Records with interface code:
------------
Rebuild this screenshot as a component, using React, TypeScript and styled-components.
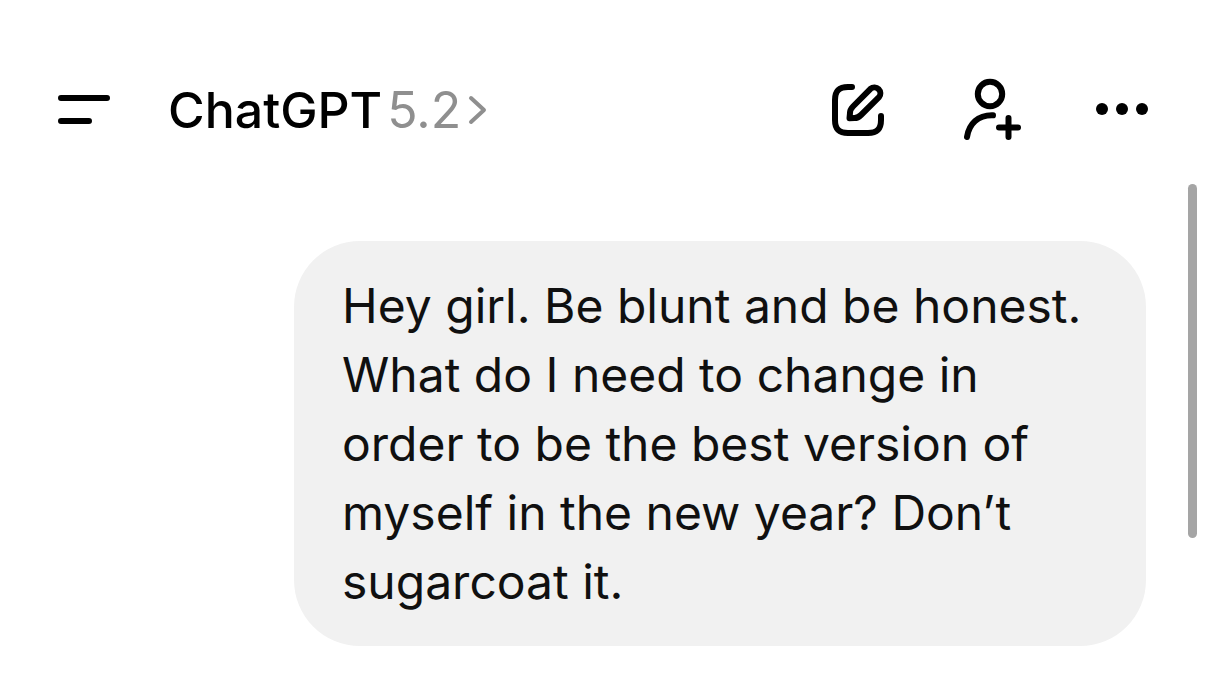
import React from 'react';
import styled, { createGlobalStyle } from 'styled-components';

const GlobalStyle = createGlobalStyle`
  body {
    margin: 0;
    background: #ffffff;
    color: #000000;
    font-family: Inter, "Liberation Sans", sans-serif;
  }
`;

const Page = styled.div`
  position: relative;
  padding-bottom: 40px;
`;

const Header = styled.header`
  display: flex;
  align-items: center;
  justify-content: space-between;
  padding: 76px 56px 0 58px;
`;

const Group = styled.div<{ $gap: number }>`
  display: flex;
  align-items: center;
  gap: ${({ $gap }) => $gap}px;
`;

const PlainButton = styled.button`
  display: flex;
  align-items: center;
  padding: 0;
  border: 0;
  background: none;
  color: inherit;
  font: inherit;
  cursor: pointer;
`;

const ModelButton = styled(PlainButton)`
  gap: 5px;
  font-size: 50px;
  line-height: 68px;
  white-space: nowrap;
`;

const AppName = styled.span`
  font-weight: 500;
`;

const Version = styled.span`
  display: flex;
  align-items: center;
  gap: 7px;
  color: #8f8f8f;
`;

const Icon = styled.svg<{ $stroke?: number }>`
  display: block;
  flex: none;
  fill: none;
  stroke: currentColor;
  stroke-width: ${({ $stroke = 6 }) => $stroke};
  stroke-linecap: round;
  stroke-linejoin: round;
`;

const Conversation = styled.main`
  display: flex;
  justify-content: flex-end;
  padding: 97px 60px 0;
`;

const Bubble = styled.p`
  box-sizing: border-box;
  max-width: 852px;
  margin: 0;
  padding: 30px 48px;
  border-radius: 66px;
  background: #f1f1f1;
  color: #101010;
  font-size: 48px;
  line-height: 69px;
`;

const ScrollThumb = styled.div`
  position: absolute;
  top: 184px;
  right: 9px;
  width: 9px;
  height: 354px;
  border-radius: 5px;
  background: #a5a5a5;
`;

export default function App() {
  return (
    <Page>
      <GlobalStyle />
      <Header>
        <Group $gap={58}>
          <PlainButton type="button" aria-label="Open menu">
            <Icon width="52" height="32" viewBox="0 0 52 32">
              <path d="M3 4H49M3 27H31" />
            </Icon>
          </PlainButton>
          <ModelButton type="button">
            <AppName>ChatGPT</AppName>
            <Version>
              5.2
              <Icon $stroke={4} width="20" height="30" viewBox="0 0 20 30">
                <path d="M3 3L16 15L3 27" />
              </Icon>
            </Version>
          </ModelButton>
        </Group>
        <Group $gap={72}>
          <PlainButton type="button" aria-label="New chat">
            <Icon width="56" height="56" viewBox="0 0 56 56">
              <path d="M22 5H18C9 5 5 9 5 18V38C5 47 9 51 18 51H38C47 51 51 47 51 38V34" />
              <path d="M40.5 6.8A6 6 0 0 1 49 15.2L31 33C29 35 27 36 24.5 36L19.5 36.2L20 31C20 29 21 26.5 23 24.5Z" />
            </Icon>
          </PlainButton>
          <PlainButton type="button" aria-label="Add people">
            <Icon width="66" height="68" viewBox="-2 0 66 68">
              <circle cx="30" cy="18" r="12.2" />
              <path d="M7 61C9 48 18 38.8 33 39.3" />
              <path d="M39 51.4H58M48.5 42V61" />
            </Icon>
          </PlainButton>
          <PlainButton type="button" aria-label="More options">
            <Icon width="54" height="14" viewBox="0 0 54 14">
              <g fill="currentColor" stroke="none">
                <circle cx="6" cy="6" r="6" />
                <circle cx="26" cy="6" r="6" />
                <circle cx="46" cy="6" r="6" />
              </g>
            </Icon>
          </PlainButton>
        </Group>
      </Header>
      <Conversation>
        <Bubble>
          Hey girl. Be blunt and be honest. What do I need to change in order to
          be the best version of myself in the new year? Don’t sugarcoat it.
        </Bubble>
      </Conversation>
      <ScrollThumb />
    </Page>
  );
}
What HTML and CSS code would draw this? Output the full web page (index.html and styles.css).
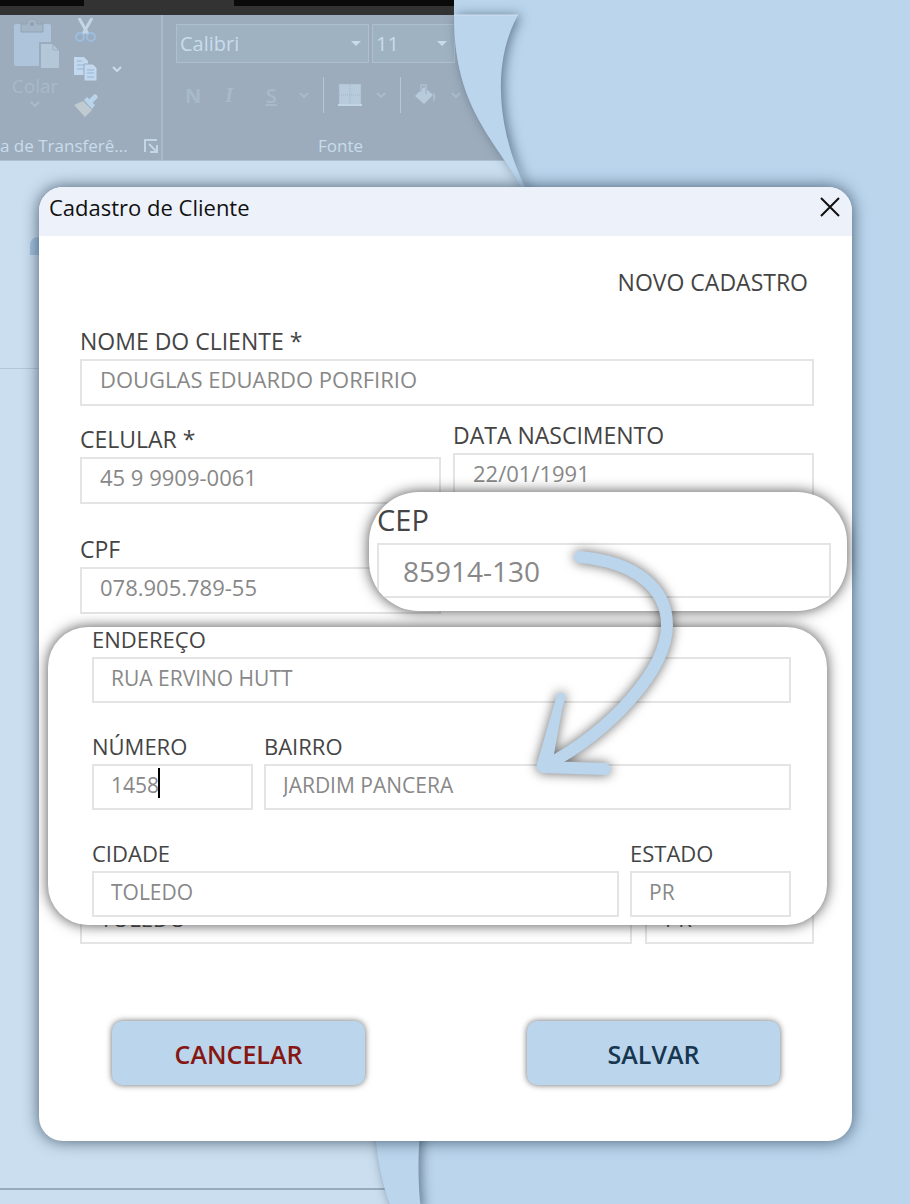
------------
EXERCISE DETAILS:
Write out each line again precisely as it appears, skipping every picture.

TASK ANSWER:
Rebuild this screenshot as a component, using React, TypeScript and styled-components.
import React from 'react';
import styled, { createGlobalStyle } from 'styled-components';

const GlobalStyle = createGlobalStyle`
  body {
    margin: 0;
    background: #ffffff;
    color: #000000;
    font-family: Inter, "Liberation Sans", sans-serif;
  }
`;

const Page = styled.div`
  position: relative;
  padding-bottom: 40px;
`;

const Header = styled.header`
  display: flex;
  align-items: center;
  justify-content: space-between;
  padding: 76px 56px 0 58px;
`;

const Group = styled.div<{ $gap: number }>`
  display: flex;
  align-items: center;
  gap: ${({ $gap }) => $gap}px;
`;

const PlainButton = styled.button`
  display: flex;
  align-items: center;
  padding: 0;
  border: 0;
  background: none;
  color: inherit;
  font: inherit;
  cursor: pointer;
`;

const ModelButton = styled(PlainButton)`
  gap: 5px;
  font-size: 50px;
  line-height: 68px;
  white-space: nowrap;
`;

const AppName = styled.span`
  font-weight: 500;
`;

const Version = styled.span`
  display: flex;
  align-items: center;
  gap: 7px;
  color: #8f8f8f;
`;

const Icon = styled.svg<{ $stroke?: number }>`
  display: block;
  flex: none;
  fill: none;
  stroke: currentColor;
  stroke-width: ${({ $stroke = 6 }) => $stroke};
  stroke-linecap: round;
  stroke-linejoin: round;
`;

const Conversation = styled.main`
  display: flex;
  justify-content: flex-end;
  padding: 97px 60px 0;
`;

const Bubble = styled.p`
  box-sizing: border-box;
  max-width: 852px;
  margin: 0;
  padding: 30px 48px;
  border-radius: 66px;
  background: #f1f1f1;
  color: #101010;
  font-size: 48px;
  line-height: 69px;
`;

const ScrollThumb = styled.div`
  position: absolute;
  top: 184px;
  right: 9px;
  width: 9px;
  height: 354px;
  border-radius: 5px;
  background: #a5a5a5;
`;

export default function App() {
  return (
    <Page>
      <GlobalStyle />
      <Header>
        <Group $gap={58}>
          <PlainButton type="button" aria-label="Open menu">
            <Icon width="52" height="32" viewBox="0 0 52 32">
              <path d="M3 4H49M3 27H31" />
            </Icon>
          </PlainButton>
          <ModelButton type="button">
            <AppName>ChatGPT</AppName>
            <Version>
              5.2
              <Icon $stroke={4} width="20" height="30" viewBox="0 0 20 30">
                <path d="M3 3L16 15L3 27" />
              </Icon>
            </Version>
          </ModelButton>
        </Group>
        <Group $gap={72}>
          <PlainButton type="button" aria-label="New chat">
            <Icon width="56" height="56" viewBox="0 0 56 56">
              <path d="M22 5H18C9 5 5 9 5 18V38C5 47 9 51 18 51H38C47 51 51 47 51 38V34" />
              <path d="M40.5 6.8A6 6 0 0 1 49 15.2L31 33C29 35 27 36 24.5 36L19.5 36.2L20 31C20 29 21 26.5 23 24.5Z" />
            </Icon>
          </PlainButton>
          <PlainButton type="button" aria-label="Add people">
            <Icon width="66" height="68" viewBox="-2 0 66 68">
              <circle cx="30" cy="18" r="12.2" />
              <path d="M7 61C9 48 18 38.8 33 39.3" />
              <path d="M39 51.4H58M48.5 42V61" />
            </Icon>
          </PlainButton>
          <PlainButton type="button" aria-label="More options">
            <Icon width="54" height="14" viewBox="0 0 54 14">
              <g fill="currentColor" stroke="none">
                <circle cx="6" cy="6" r="6" />
                <circle cx="26" cy="6" r="6" />
                <circle cx="46" cy="6" r="6" />
              </g>
            </Icon>
          </PlainButton>
        </Group>
      </Header>
      <Conversation>
        <Bubble>
          Hey girl. Be blunt and be honest. What do I need to change in order to
          be the best version of myself in the new year? Don’t sugarcoat it.
        </Bubble>
      </Conversation>
      <ScrollThumb />
    </Page>
  );
}
What HTML and CSS code would draw this? Output the full web page (index.html and styles.css).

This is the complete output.